In late 1986, Alito also suggested that he favored allowing law enforcement agencies to use "message-switching" technology banned by Congress, in which they intercepted computers messages, stored them and relayed them to the unsuspecting intended recipient. He said that it was unconstitutional to allow legislative committees to approve of this technique but went on to say: "We would be happy to assist you in drafting proposed legislation that would authorize message switching."

Alito displayed his concern for states' rights in a memo the following year to John R. Bolton, at the time an assistant attorney general and now U.S. ambassador to the United Nations. In the 1987 memo, Alito cautioned about aspects of an agreement on universal children's rights that the State Department was negotiating with the U.N. Commission on Human Rights.

Alito said that provisions in the U.N. document "will undertake to provide broad protections for children," such as free care of disabled children and free primary education that are not guaranteed by the federal government. "Unless the federal government actually intends to undertake these responsibilities on a national level (and we would vigorously oppose such an undertaking on federalism grounds) we believe that the Department of State should make clear in negotiations that it is unlikely" the United States would agree to such terms and "their fulfillment will be at the discretion of the states." And he said the U.N. document would conflict with laws in some states by forbidding death sentences for criminals younger than 18 - a practice recently outlawed by the Supreme Court.

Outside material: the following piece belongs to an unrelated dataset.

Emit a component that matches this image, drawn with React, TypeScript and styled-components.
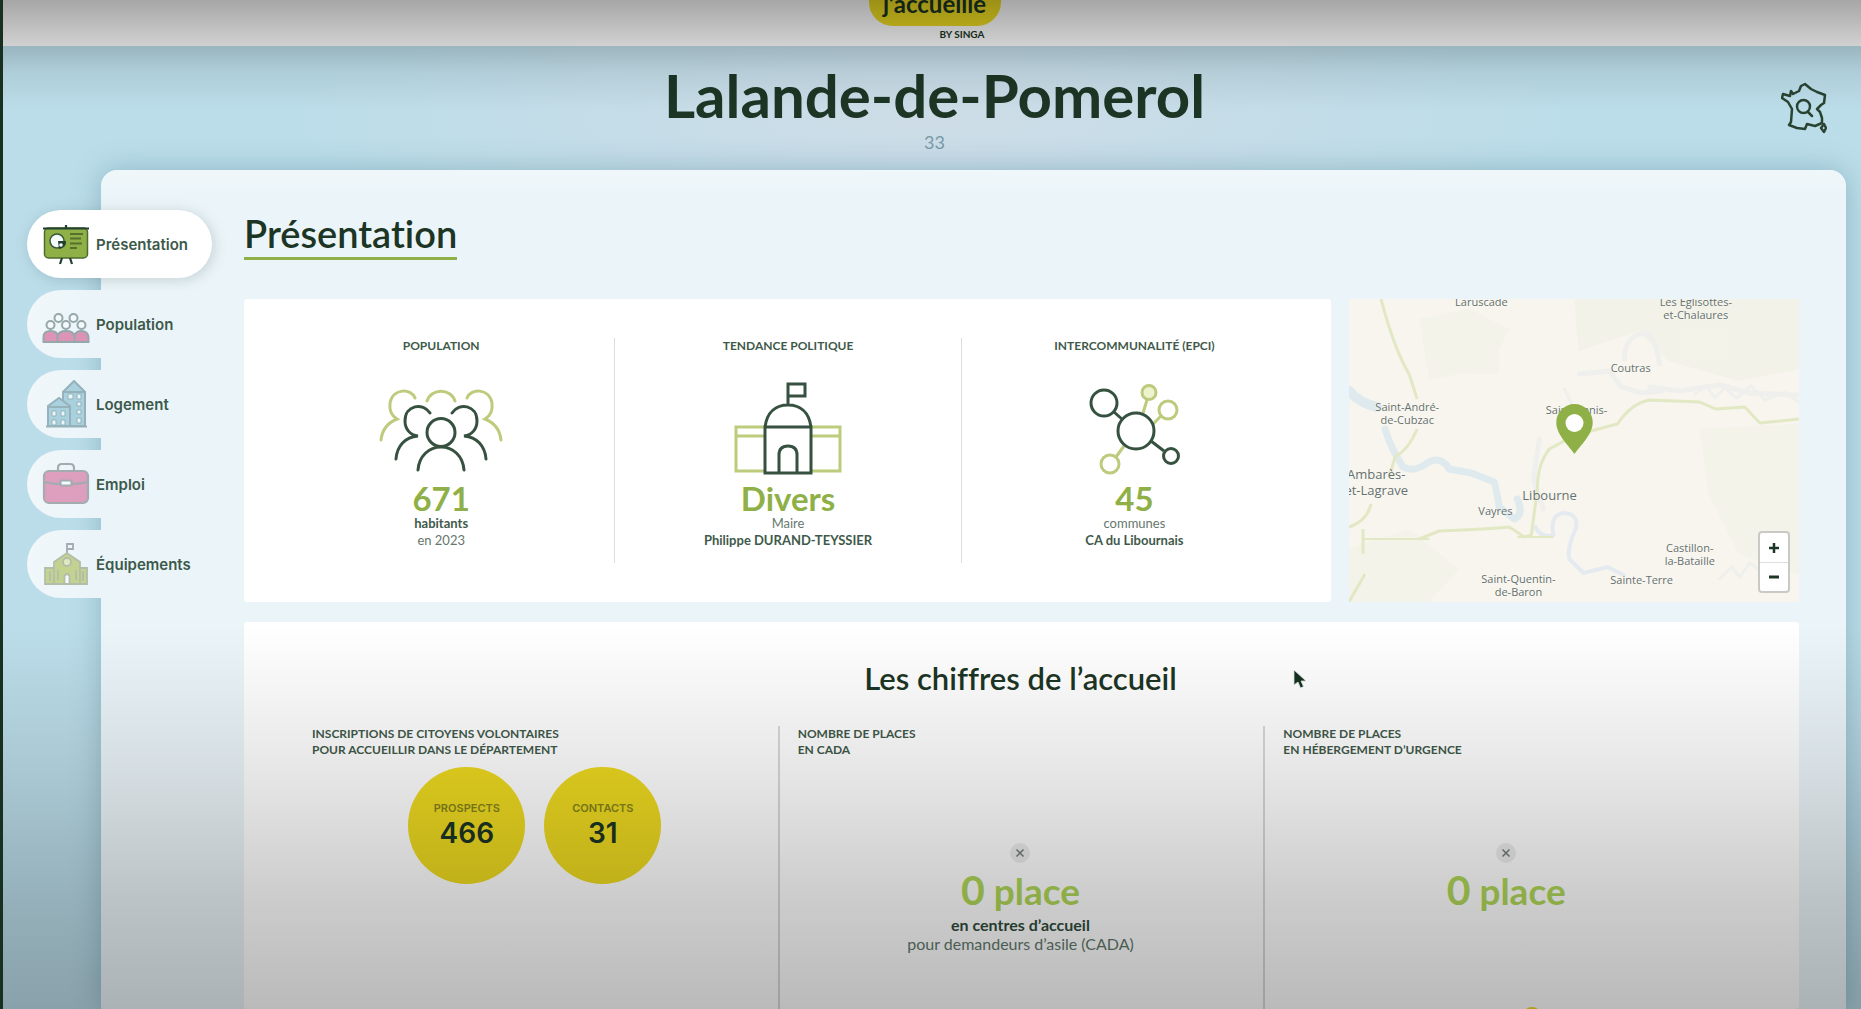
import React from "react";
import styled, { createGlobalStyle, css } from "styled-components";

const DARK = "#1c3524";
const GREEN = "#8fb046";

const Global = createGlobalStyle`
  *, *::before, *::after { box-sizing: border-box; }
  html, body { margin: 0; height: 100%; }
  body {
    font-family: Lato, "Liberation Sans", sans-serif;
    font-variant-ligatures: no-common-ligatures;
    color: ${DARK};
    overflow: hidden;
  }
  h1, h2, p { margin: 0; }
`;

const Page = styled.div`
  position: relative;
  height: 100vh;
  overflow: hidden;
  display: flex;
  flex-direction: column;
  border-left: 3px solid #18301f;
  background:
    radial-gradient(ellipse 640px 120px at 50% 120px, rgba(214, 220, 230, 0.7), rgba(214, 220, 230, 0)),
    #bbdde9;
`;

const Shade = styled.div`
  position: absolute;
  inset: 0;
  z-index: 5;
  pointer-events: none;
  background:
    linear-gradient(rgba(0, 0, 0, 0.35) 0, rgba(0, 0, 0, 0.18) 46px, rgba(0, 0, 0, 0.07) 72px, rgba(0, 0, 0, 0) 110px),
    linear-gradient(rgba(0, 0, 0, 0) 62%, rgba(0, 0, 0, 0.04) 68%, rgba(0, 0, 0, 0.1) 77%, rgba(0, 0, 0, 0.2) 89%, rgba(0, 0, 0, 0.27) 100%);
`;

const TopBar = styled.header`
  flex: none;
  height: 46px;
  padding-left: 5px;
  display: flex;
  justify-content: center;
  align-items: flex-end;
  background: #fff;
`;

const Brand = styled.a`
  display: flex;
  flex-direction: column;
  align-items: center;
  color: ${DARK};
  text-decoration: none;
`;

const BrandPill = styled.span`
  display: block;
  width: 132px;
  height: 56px;
  padding: 20px 0 0;
  border-radius: 24px;
  background: #f0de22;
  font-size: 24px;
  line-height: 28px;
  font-weight: 700;
  text-align: center;
`;

const BrandBy = styled.span`
  align-self: flex-end;
  padding: 0 16px 4px 0;
  font-size: 10px;
  line-height: 16px;
  font-weight: 700;
`;

const Hero = styled.div`
  flex: none;
  height: 124px;
  padding: 15px 34px 0 39px;
  display: grid;
  grid-template-columns: 48px 1fr 48px;
`;

const HeroText = styled.div`
  grid-column: 2;
  text-align: center;
`;

const City = styled.h1`
  font-size: 60px;
  line-height: 68px;
  font-weight: 700;
`;

const Dept = styled.p`
  font-size: 18px;
  line-height: 26px;
  color: #7899a4;
`;

const MapButton = styled.button`
  align-self: start;
  justify-self: end;
  margin: 21px 0 0;
  padding: 0;
  border: 0;
  background: none;
  line-height: 0;
`;

const Body = styled.div`
  flex: 1;
  min-height: 0;
  display: flex;
  padding: 0 15px 0 24px;
`;

const Nav = styled.nav`
  position: relative;
  z-index: 2;
  flex: none;
  width: 74px;
  padding-top: 40px;
  display: flex;
  flex-direction: column;
  gap: 12px;
`;

const NavLink = styled.a<{ $active?: boolean }>`
  flex: none;
  width: 185px;
  height: 68px;
  padding-left: 15px;
  display: flex;
  align-items: center;
  gap: 6px;
  border-radius: 34px;
  background: linear-gradient(90deg, #f1f7fb, #ebf5f9 60px);
  color: #3c594a;
  font-family: Inter, "Liberation Sans", sans-serif;
  font-size: 15px;
  font-weight: 600;
  text-decoration: none;
  ${(p) =>
    p.$active &&
    css`
      background: #fff;
      box-shadow: 2px 2px 14px rgba(60, 80, 90, 0.22);
    `}
`;

const NavIcon = styled.svg<{ $faded?: boolean }>`
  flex: none;
  width: 48px;
  height: 48px;
  opacity: ${(p) => (p.$faded ? 0.45 : 1)};
`;

const Panel = styled.main`
  flex: 1;
  min-width: 0;
  padding: 41px 47px 0 143px;
  display: flex;
  flex-direction: column;
  border-radius: 16px 16px 0 0;
  background: linear-gradient(#f0f7fa 0, #ebf5f9 24px, #ebf5f9 60%, #ebf4f9 100%);
  box-shadow: 0 0 28px rgba(60, 110, 130, 0.35);
`;

const Heading = styled.h2`
  align-self: flex-start;
  border-bottom: 3px solid ${GREEN};
  padding-bottom: 2px;
  font-size: 38px;
  line-height: 44px;
  font-weight: 600;
`;

const TopGrid = styled.div`
  flex: none;
  margin-top: 39px;
  display: grid;
  grid-template-columns: 29fr 12fr;
  gap: 18px;
`;

const Card = styled.section`
  padding: 39px 24px;
  background: #fff;
  border-radius: 3px;
`;

const StatRow = styled.div`
  display: grid;
  grid-template-columns: repeat(3, 1fr);
`;

const Stat = styled.article`
  height: 225px;
  display: flex;
  flex-direction: column;
  align-items: center;
  text-align: center;
  & + & { border-left: 1px solid #d9dddd; }
`;

const Label = styled.p`
  font-size: 12px;
  line-height: 16px;
  font-weight: 700;
  color: #3f5a4a;
`;

const StatIcon = styled.svg`
  flex: none;
  width: 128px;
  height: 96px;
  margin: 26px 0 5px;
  fill: none;
  stroke-width: 3;
`;

const Value = styled.p`
  font-size: 33px;
  line-height: 34px;
  font-weight: 700;
  color: ${GREEN};
`;

const Note = styled.p<{ $strong?: boolean }>`
  font-size: 13px;
  line-height: 17px;
  font-weight: ${(p) => (p.$strong ? 700 : 400)};
  color: ${(p) => (p.$strong ? "#3f5a4a" : "#66776e")};
`;

const MapBox = styled.section`
  position: relative;
  overflow: hidden;
  background: #f7f5ee;
`;

const MapArt = styled.svg`
  display: block;
  position: absolute;
  inset: 0;
  width: 100%;
  height: 100%;
`;

const Place = styled.span<{ $big?: boolean }>`
  position: absolute;
  transform: translate(-50%, 0);
  font-family: "Open Sans", "Noto Sans", sans-serif;
  font-size: ${(p) => (p.$big ? 13 : 11)}px;
  line-height: ${(p) => (p.$big ? 16 : 13)}px;
  text-align: center;
  white-space: pre;
  color: #66706c;
  text-shadow: 0 0 2px #fff;
`;

const Pin = styled.svg`
  position: absolute;
  left: 46%;
  top: 105px;
  width: 37px;
  height: 50px;
`;

const Zoom = styled.div`
  position: absolute;
  right: 9px;
  bottom: 9px;
  width: 32px;
  display: flex;
  flex-direction: column;
  border: 2px solid #c9c9c6;
  border-radius: 4px;
  background: #fff;
`;

const ZoomButton = styled.button`
  height: 29px;
  padding: 0;
  border: 0;
  background: none;
  line-height: 0;
  color: ${DARK};
  & + & { border-top: 1px solid #ddd; }
`;

const Figures = styled.section`
  flex: 1;
  margin-top: 20px;
  padding: 36px 50px 0 48px;
  display: flex;
  flex-direction: column;
  background: #fff;
  border-radius: 3px;
`;

const FiguresTitle = styled.h2`
  font-size: 31px;
  line-height: 40px;
  font-weight: 600;
  text-align: center;
`;

const FigureRow = styled.div`
  flex: 1;
  margin-top: 28px;
  display: grid;
  grid-template-columns: repeat(3, 1fr);
`;

const Figure = styled.article`
  position: relative;
  display: flex;
  flex-direction: column;
  align-items: center;
  padding: 0 20px;
  & + & {
    padding-left: 18px;
    border-left: 2px solid #d6dada;
  }
`;

const FigureLabel = styled(Label)`
  align-self: flex-start;
  white-space: pre-line;
`;

const Bubbles = styled.div`
  display: flex;
  gap: 19px;
  padding-top: 9px;
`;

const Bubble = styled.div`
  width: 117px;
  height: 117px;
  padding-top: 33px;
  border-radius: 50%;
  background: #eeda20;
  font-family: Inter, "Liberation Sans", sans-serif;
  text-align: center;
`;

const BubbleLabel = styled.p`
  font-size: 11px;
  line-height: 16px;
  font-weight: 600;
  color: #84831a;
`;

const BubbleValue = styled.p`
  font-size: 28px;
  line-height: 34px;
  font-weight: 600;
`;

const Badge = styled.svg`
  width: 20px;
  height: 20px;
  margin: 85px 0 3px;
`;

const Places = styled.p`
  font-size: 37px;
  line-height: 48px;
  font-weight: 700;
  color: #b0d758;
`;

const Zero = styled.span`
  font-size: 41px;
`;

const PlacesNote = styled.p<{ $strong?: boolean }>`
  font-size: 16px;
  line-height: 19px;
  font-weight: ${(p) => (p.$strong ? 700 : 400)};
  color: ${(p) => (p.$strong ? "#2f4c3c" : "#5f796c")};
`;

const NextDot = styled.span`
  position: absolute;
  left: 53%;
  bottom: -18px;
  width: 20px;
  height: 20px;
  border-radius: 50%;
  background: #eeda20;
`;

const Cursor = styled.svg`
  position: absolute;
  left: 1290px;
  top: 669px;
  width: 14px;
  height: 20px;
  z-index: 6;
`;

const PresentationIcon = () => (
  <NavIcon viewBox="0 0 48 48">
    <rect x="2.500" y="8" width="43" height="30" rx="4" fill="#8fb046" stroke="#4d6b2f" strokeWidth="1.500" />
    <path d="M1 8.500h46M24 5v3M20 38l-2 6M28 38l2 6" stroke="#22402f" strokeWidth="2.200" fill="none" />
    <circle cx="15" cy="21" r="7" fill="#f4fafa" stroke="#38573b" strokeWidth="1.500" />
    <path d="M16 21h8a7 7 0 0 1-7 8z" fill="#22402f" />
    <circle cx="19" cy="25" r="1.800" fill="#f4fafa" />
    <path d="M28 14h13M28 18.500h11M28 23.500h12M28 28h7" stroke="#55702a" strokeWidth="1.800" />
  </NavIcon>
);

const PeopleIcon = () => (
  <NavIcon viewBox="0 0 48 48" $faded>
    <g fill="#fff" stroke="#2c4a4a" strokeWidth="2">
      <path d="M1.500 42v-5q0-6 7-6t7 5q1-5 8.500-5t8.500 5q1-5 7-5t7 6v5z" fill="#c81e64" />
      <circle cx="8.500" cy="25" r="4" />
      <circle cx="24" cy="25" r="4" />
      <circle cx="39.500" cy="25" r="4" />
      <circle cx="16.500" cy="18" r="4" />
      <circle cx="31.500" cy="18" r="4" />
      <path d="M15.500 42v-6M32.500 42v-6" />
    </g>
  </NavIcon>
);

const HousingIcon = () => (
  <NavIcon viewBox="0 0 48 48" $faded>
    <g fill="#5aa6bd" stroke="#2c6070" strokeWidth="2">
      <path d="M21 46V12L32 1l11 11v34z" />
      <path d="M6 46V26L17 18l11 8v20z" />
      <path d="M4 46.500h41M20 12h24M5 27h24" />
      <path d="M10 31h4v5h-4zM19 31h4v5h-4zM10 40h4v5h-4zM19 40h4v5h-4z" fill="#e8f6fa" strokeWidth="1" />
      <path d="M26 14h5v5h-5zM35 14h4v5h-4zM35 22h4v4h-4zM35 30h4v4h-4zM35 38h4v5h-4z" fill="#e8f6fa" strokeWidth="1" />
    </g>
  </NavIcon>
);

const JobIcon = () => (
  <NavIcon viewBox="0 0 48 48" $faded>
    <g stroke="#4b5357" strokeWidth="2.200" fill="none">
      <path d="M16 11V8q0-4 4-4h8q4 0 4 4v3" />
      <rect x="2" y="11" width="44" height="32" rx="5" fill="#c93674" />
      <path d="M2 22q10 2 16 2M46 22q-10 2-16 2" />
      <rect x="18.500" y="20.500" width="11" height="5" rx="1" fill="#fff" />
    </g>
  </NavIcon>
);

const FacilityIcon = () => (
  <NavIcon viewBox="0 0 48 48" $faded>
    <g stroke="#6b7a4a" strokeWidth="1.800" fill="#93a812">
      <path d="M25 14V4h6v5h-6" fill="none" stroke="#4b5357" />
      <path d="M3 28h42v16H3z" />
      <path d="M12 44V22l13-9 13 9v22z" />
      <circle cx="25" cy="22" r="4" fill="#cfd97a" />
      <path d="M22.500 44v-8q2.500-4 5 0v8z" fill="#fff" />
      <path d="M8 31v10M16 30v10M34 30v10M41 31v10" fill="none" />
    </g>
  </NavIcon>
);

const NAV = [
  { label: "Présentation", Icon: PresentationIcon, active: true },
  { label: "Population", Icon: PeopleIcon },
  { label: "Logement", Icon: HousingIcon },
  { label: "Emploi", Icon: JobIcon },
  { label: "Équipements", Icon: FacilityIcon },
];

const LIME = "#bccb7c";
const INK = "#36513f";

const CrowdIcon = () => (
  <StatIcon viewBox="0 0 128 96" strokeLinecap="round">
    <g stroke={LIME}>
      <path d="M38 18C34 8 16 8 13 23C12 31 15 36 20 39C10 43 5 51 4 60" />
      <path d="M90 18C94 8 112 8 115 23C116 31 113 36 108 39C118 43 123 51 124 60" />
      <path d="M50 21C54 8 74 8 78 21" />
    </g>
    <g stroke={INK}>
      <path d="M53 33C46 22 28 25 28 41C28 49 33 55 41 56C28 57 20 66 19 79" />
      <path d="M75 33C82 22 100 25 100 41C100 49 95 55 87 56C100 57 108 66 109 79" />
      <circle cx="64" cy="52.500" r="14" />
      <path d="M41 90C42 76 52 67 64 67S86 76 87 90" />
    </g>
  </StatIcon>
);

const HallIcon = () => (
  <StatIcon viewBox="0 0 128 96">
    <path stroke={LIME} d="M41 47H12v44h29M12 56h29M87 47h29v44H87M116 56H87" />
    <g stroke={INK}>
      <path d="M41 47h46v46H41zM41 47C43 32 52 25 64 25S85 32 87 47M64 25V4h17v12H64" />
      <path d="M55 93V75q0-9 9-9t9 9v18" />
    </g>
  </StatIcon>
);

const NetworkIcon = () => (
  <StatIcon viewBox="0 0 128 96">
    <g stroke={LIME}>
      <circle cx="79" cy="12.500" r="7" fill="#eef2cf" />
      <circle cx="98" cy="30" r="9" />
      <circle cx="40" cy="84" r="9" />
      <path d="M77 20l-4 13M91 36l-8 8M46 77l8-11" />
    </g>
    <g stroke={INK}>
      <circle cx="66" cy="51" r="18" />
      <circle cx="34" cy="23" r="13" />
      <circle cx="101" cy="76" r="7.500" />
      <path d="M44 32l9 8M81 61l13 10" />
    </g>
  </StatIcon>
);

const PLACES: { text: string; x: number; y: number; big?: boolean }[] = [
  { text: "Laruscade", x: 132, y: -4 },
  { text: "Les Églisottes-\net-Chalaures", x: 346, y: -4 },
  { text: "Coutras", x: 281, y: 62 },
  { text: "Saint-Denis-", x: 227, y: 104 },
  { text: "Saint-André-\nde-Cubzac", x: 58, y: 101 },
  { text: "Ambarès-\net-Lagrave", x: 27, y: 167, big: true },
  { text: "Libourne", x: 200, y: 188, big: true },
  { text: "Vayres", x: 146, y: 205 },
  { text: "Castillon-\nla-Bataille", x: 340, y: 242 },
  { text: "Saint-Quentin-\nde-Baron", x: 169, y: 273 },
  { text: "Sainte-Terre", x: 292, y: 274 },
];

const AreaMap = () => (
  <MapBox aria-label="Carte">
    <MapArt viewBox="0 0 449 303" preserveAspectRatio="none">
      <g fill="#f2f2e8">
        <path d="M225 0h224v70l-60 12-70-20-30-30-60 20z" />
        <path d="M70 20l50-10 40 20-20 40-60 10zM350 130l99 -5v150l-60-20-30-60zM0 250l60-20 50 40-30 33H0z" opacity="0.700" />
        <path d="M330 30h50v30h-50zM120 50h30v25h-30z" opacity="0.800" />
      </g>
      <g fill="none" stroke="#efefed" strokeWidth="5" strokeLinecap="round">
        <path d="M275 60q0-20 15-25t20 30M230 75l30-3 12 16 20 6 20-2M190 140l-6 40 10 30M300 88l30 4 40-6 30 8 49 2" />
        <path d="M215 90l10 20M345 95l12-8 8 12 10-10 12 10 14-12 14 14 20-8 14 10M370 280l12-12 8 10 10-14 14 10" strokeWidth="3" />
      </g>
      <g fill="none" stroke="#dfeaee" strokeLinecap="round" strokeLinejoin="round">
        <path d="M0 92Q10 104 28 108" strokeWidth="10" />
        <path d="M36 130Q42 150 54 168Q64 174 78 164Q92 156 100 170L122 174L145 183Q148 195 150 208L165 220Q175 215 168 200" strokeWidth="7" />
        <path d="M186 228q6 12 18 8q-4-20 10-22q14 0 13 14q-10 22-7 32l14 14 24-6 16 8" strokeWidth="4" stroke="#e4eaf0" />
      </g>
      <g fill="none" stroke="#e2e8c4" strokeWidth="3" strokeLinejoin="round">
        <path d="M32 0Q45 50 60 75L68 100M68 130Q60 150 46 158L40 178M22 205Q18 222 0 228M14 230L14 255M0 303L16 275" />
        <path d="M70 240L90 232Q140 230 160 228L175 238L182 236L188 190Q188 165 200 150L222 138Q255 128 268 125Q282 104 300 101L350 103L366 110L395 108L410 124L449 120" />
        <path d="M14 240L80 240M168 238h36" strokeWidth="2" />
      </g>
    </MapArt>
    {PLACES.map((p) => (
      <Place key={p.text} $big={p.big} style={{ left: `${(p.x / 449) * 100}%`, top: p.y }}>
        {p.text}
      </Place>
    ))}
    <Pin viewBox="0 0 37 50">
      <path fill={GREEN} fillRule="evenodd" d="M18.500 0A18.200 18.200 0 0 0 0.300 18.500C0.300 31 14 43 18.500 50C23 43 36.700 31 36.700 18.500A18.200 18.200 0 0 0 18.500 0Z" />
      <circle cx="18.500" cy="19" r="9" fill="#fff" />
    </Pin>
    <Zoom>
      <ZoomButton type="button" aria-label="Zoom avant">
        <svg width="10" height="10" viewBox="0 0 10 10"><path d="M5 0v10M0 5h10" stroke="currentColor" strokeWidth="2.500" /></svg>
      </ZoomButton>
      <ZoomButton type="button" aria-label="Zoom arrière">
        <svg width="10" height="10" viewBox="0 0 10 10"><path d="M0 5h10" stroke="currentColor" strokeWidth="3" /></svg>
      </ZoomButton>
    </Zoom>
  </MapBox>
);

const Cross = () => (
  <Badge viewBox="0 0 20 20">
    <circle cx="10" cy="10" r="10" fill="#000" opacity="0.070" />
    <path d="M6.500 6.500l7 7M13.500 6.500l-7 7" stroke="#6f7d77" strokeWidth="1.500" />
  </Badge>
);

export default function App() {
  return (
    <>
      <Global />
      <Page>
        <TopBar>
          <Brand href="#">
            <BrandPill>j’accueille</BrandPill>
            <BrandBy>BY SINGA</BrandBy>
          </Brand>
        </TopBar>
        <Hero>
          <HeroText>
            <City>Lalande-de-Pomerol</City>
            <Dept>33</Dept>
          </HeroText>
          <MapButton type="button" aria-label="Rechercher une commune">
            <svg width="46" height="52" viewBox="0 0 46 52" fill="none" stroke="#2a4432" strokeWidth="2.500" strokeLinejoin="round" strokeLinecap="round">
              <path d="M24 2L20 4L18 9L12 12L10 9L9 14L2 12L1 16L7 20L11 27L10 40L8 43L16 46L24 47L26 42L34 44L41 41L41 36L39 30L36 27L40 23L43 21L44 13L36 10L30 7Z" />
              <circle cx="22.500" cy="24.500" r="6.500" />
              <path d="M27 30l4 4M43 42l2 4l-2 4l-3-4z" />
            </svg>
          </MapButton>
        </Hero>
        <Body>
          <Nav>
            {NAV.map(({ label, Icon, active }) => (
              <NavLink key={label} href="#" $active={active}>
                <Icon />
                {label}
              </NavLink>
            ))}
          </Nav>
          <Panel>
            <Heading>Présentation</Heading>
            <TopGrid>
              <Card>
                <StatRow>
                  <Stat>
                    <Label>POPULATION</Label>
                    <CrowdIcon />
                    <Value>671</Value>
                    <Note $strong>habitants</Note>
                    <Note>en 2023</Note>
                  </Stat>
                  <Stat>
                    <Label>TENDANCE POLITIQUE</Label>
                    <HallIcon />
                    <Value>Divers</Value>
                    <Note>Maire</Note>
                    <Note $strong>Philippe DURAND-TEYSSIER</Note>
                  </Stat>
                  <Stat>
                    <Label>INTERCOMMUNALITÉ (EPCI)</Label>
                    <NetworkIcon />
                    <Value>45</Value>
                    <Note>communes</Note>
                    <Note $strong>CA du Libournais</Note>
                  </Stat>
                </StatRow>
              </Card>
              <AreaMap />
            </TopGrid>
            <Figures>
              <FiguresTitle>Les chiffres de l’accueil</FiguresTitle>
              <FigureRow>
                <Figure>
                  <FigureLabel>{"INSCRIPTIONS DE CITOYENS VOLONTAIRES\nPOUR ACCUEILLIR DANS LE DÉPARTEMENT"}</FigureLabel>
                  <Bubbles>
                    <Bubble>
                      <BubbleLabel>PROSPECTS</BubbleLabel>
                      <BubbleValue>466</BubbleValue>
                    </Bubble>
                    <Bubble>
                      <BubbleLabel>CONTACTS</BubbleLabel>
                      <BubbleValue>31</BubbleValue>
                    </Bubble>
                  </Bubbles>
                </Figure>
                <Figure>
                  <FigureLabel>{"NOMBRE DE PLACES\nEN CADA"}</FigureLabel>
                  <Cross />
                  <Places><Zero>0</Zero> place</Places>
                  <PlacesNote $strong>en centres d’accueil</PlacesNote>
                  <PlacesNote>pour demandeurs d’asile (CADA)</PlacesNote>
                </Figure>
                <Figure>
                  <FigureLabel>{"NOMBRE DE PLACES\nEN HÉBERGEMENT D’URGENCE"}</FigureLabel>
                  <Cross />
                  <Places><Zero>0</Zero> place</Places>
                  <NextDot />
                </Figure>
              </FigureRow>
            </Figures>
          </Panel>
        </Body>
        <Shade />
        <Cursor viewBox="0 0 14 20">
          <path d="M1 1v15l4-3 2.500 6 3-1.500L8 12h5z" fill="#16301f" stroke="#d8dcda" strokeWidth="0.800" />
        </Cursor>
      </Page>
    </>
  );
}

At other points, the writings show Alito protecting the political interests of the Reagan White House. In a March 1987 memo, he disagreed with an earlier opinion from the Office of Legal Counsel, which had concluded that it was improper for people who did work at the White House without a government salary to be paid by national political organizations. Because many White House workers already have an "acknowledged and accepted partisan political bent," he wrote, "it strikes us as counterintuitive to suggest that an objectionable conflict of interest" would arise if they were paid by a political group.